Private companies may be most at risk right before IPO
While overall risks remain the same for both public and private companies, public companies are often better prepared as they have more consistent scrutiny on cyber risks due to their required engagement with public investors. In contrast, when investing in a private company at early stages, investors likely have very limited insight into the company’s cybersecurity risks.
Importantly, we believe private companies are at the highest risk of a cybersecurity attack right before they go public. This is because a public announcement can draw the attention of “black hat” hackers who are very aware of a company’s maturity stage. If controls are not in place, IPO headlines can place an easy target on a company that may not be able to fend off or survive an attack and is therefore more likely to pay a ransom. By addressing these risks early, private companies can better avoid issues at this critical transition period.
Increasing regulatory considerations
Regulators across the globe are increasingly concerned about data privacy, security, and transparency. For example, the SEC identified “information security and operational resiliency” as one of its 2021 priorities and has proposed rule amendments to ameliorate disclosures regarding cybersecurity risk governance. The proposal encourages boards to enhance disclosure on the rigor of their cybersecurity oversight committees, to recruit specific director expertise, to incorporate cybersecurity performance in executive compensation, and to align with external security process best practices.10 In addition, in February 2022, the SEC proposed its first comprehensive cybersecurity rule for investment advisors and funds. This would require confidential disclosure to the SEC of details about the scope of the breach, how the advisor/fund is working to limit the hack’s impact, and its effect on financial markets.11 Furthermore, an annual investor disclosure on cybersecurity preparedness and maintenance of such practices would also be required.
While cybersecurity regulation evolves, there are several frameworks that private companies can leverage to help mitigate increasing risks, such as ISO 27000, the National Institute of Standards and Technology’s Cybersecurity Framework, or the Cybersecurity Maturity Model. However, we recommend companies design their own standards in a way that is most relevant to their business model and industry. This allows their controls to be sufficiently customized for their risk profile.
In addition, trends in data privacy regulation have seen an increased emphasis on consumer welfare and control. In 2018, the EU created a new set of rules — the General Data Protection Regulation (GDPR) — designed to give EU citizens more control over their personal data. Several other regions have since begun implementing similar policies, including the California Consumer Privacy Act (CCPA) in the US. These policies promote lawfulness, fairness, accuracy, and transparency of data processing, limitations on data collection and storage, and robust processes for accountability and recourse.12 As these regulations continue to rise, well-prepared private companies can differentiate themselves from their peers.

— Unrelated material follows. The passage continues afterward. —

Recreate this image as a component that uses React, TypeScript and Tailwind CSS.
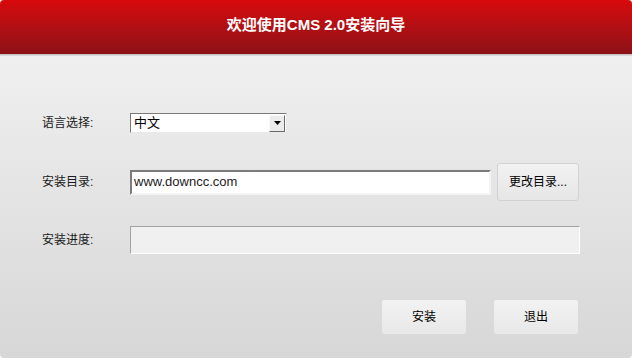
export default function App() {
  const font = { fontFamily: '"Liberation Sans", "Noto Sans CJK SC", sans-serif' };
  return (
    <div
      className="flex h-[358px] w-[632px] flex-col overflow-hidden rounded-[4px] bg-gradient-to-b from-[#f4f4f4] to-[#d7d7d7] text-[12px] text-[#1a1a1a]"
      style={font}
    >
      {/* title bar */}
      <div className="flex h-[54px] shrink-0 items-center justify-center bg-gradient-to-b from-[#d8090b] to-[#8c1116] pb-[4px]">
        <span className="text-[15px] font-bold text-white">欢迎使用CMS 2.0安装向导</span>
      </div>
      <div className="h-[1px] bg-[#c4c4c4]" />
      <div className="h-[1px] bg-[#d8d8d8]" />

      <div className="flex flex-col pl-[42px]">
        {/* language */}
        <div className="mt-[57px] flex h-[20px] items-center">
          <span className="w-[88px]">语言选择:</span>
          <div className="flex h-[20px] w-[157px] items-center border border-t-[#7a7a7a] border-l-[#7a7a7a] border-r-[#e8e8e8] border-b-[#e8e8e8] bg-white">
            <span className="flex-1 pl-[3px] text-[13px] text-black">中文</span>
            <div className="mr-[1px] flex h-[17px] w-[16px] items-center justify-center border border-t-[#fafafa] border-l-[#fafafa] border-r-[#6a6a6a] border-b-[#6a6a6a] bg-[#ececec]">
              <svg width="7" height="4" viewBox="0 0 7 4">
                <path d="M0 0h7L3.5 4z" fill="#000" />
              </svg>
            </div>
          </div>
        </div>

        {/* directory */}
        <div className="mt-[30px] flex h-[38px] items-center">
          <span className="w-[88px]">安装目录:</span>
          <div className="flex h-[25px] w-[361px] items-center border-2 border-t-[#7c7c7c] border-l-[#7c7c7c] border-r-[#f4f4f4] border-b-[#f4f4f4] bg-white pl-[2px]">
            <span className="text-[13px] text-[#1c1c1c]">www.downcc.com</span>
          </div>
          <button className="ml-[6px] flex h-[38px] w-[82px] items-center justify-center rounded-[3px] border border-[#d2d2d2] bg-gradient-to-b from-[#f2f2f2] to-[#e6e6e6] text-[12px] text-black">
            更改目录...
          </button>
        </div>

        {/* progress */}
        <div className="mt-[25px] flex h-[28px] items-center">
          <span className="w-[88px]">安装进度:</span>
          <div className="h-[28px] w-[450px] border border-t-[#a2a2a2] border-l-[#a2a2a2] border-r-white border-b-white bg-[#f0f0f0]" />
        </div>

        {/* actions */}
        <div className="mt-[45px] flex h-[36px] justify-end gap-[26px] pr-[53px]">
          <button className="flex h-[36px] w-[86px] items-center justify-center rounded-[3px] border border-[#dadada] bg-gradient-to-b from-[#f2f2f2] to-[#e8e8e8] text-[12px] text-black">
            安装
          </button>
          <button className="flex h-[36px] w-[86px] items-center justify-center rounded-[3px] border border-[#dadada] bg-gradient-to-b from-[#f2f2f2] to-[#e8e8e8] text-[12px] text-black">
            退出
          </button>
        </div>
      </div>
    </div>
  );
}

Cyber hygiene practices for private companies
In addition to the actual risks, private companies should consider preparing for greater scrutiny as more investors include cybersecurity risk evaluations in their due diligence process. While each black hat incident itself is important, how a company responds to attacks is often more material to investors. Companies should always disclose attacker incidents to the affected stakeholders (such as customers or suppliers). Furthermore, we believe companies need to be proactive and disclose incidents publicly or internally depending on the specific business circumstances and the sensitivity of the data.
Investors are also concerned with the amount of capital deployed to technological investments relating to cyber protection. Higher-risk industries (such as tech and retail) and private companies/SMEs (due to their maturity stage and vulnerability level) are expected to allocate an above-average amount to IT spending. Firms typically spend roughly 1.7% – 12% of IT expenses on cyber risk (sometimes upward of 20% depending on risk level) and rarely spend less than 5%.13 This can include investments to update hardware and software, multifactor authentications, adoption of cybersecurity insurance, and procurement of third-party score assessments. Notably, insurance is often a good proxy for company materiality and cyber strength. However, insurance premiums have been on the rise and many companies struggle to obtain coverage due to heightened risks. Insurance has also broadened the ransom market as attackers are aware of what companies can afford.
Importantly, companies must continuously and aggressively patch and evolve their security as attackers are constantly modifying their approach. While smaller firms can outsource most of their security operations, we believe it is important to hire someone in-house on the leadership team who has the necessary practical level of expertise to formulate bespoke risk assessments and controls. In contrast, third parties will often provide a commodity service without the necessary nuanced perspective. In addition, we believe it is essential for private companies to produce sustainability reports that provide a high-level disclosure of the above as well as details on governance structures and controls. These disclosures are viewed favorably by investors as positive indicators of a private company’s cybersecurity maturity and precaution.
On the privacy end, companies are encouraged to adhere to the GDPR and CCPA guidelines and to use clear and simple language in their privacy policies. To maintain trust and increase user control, we believe companies should also provide high-level disclosure on any AI decision-making processes, consider AI best practices and principles, and facilitate user access to correction, retention, portability, and deletion of data.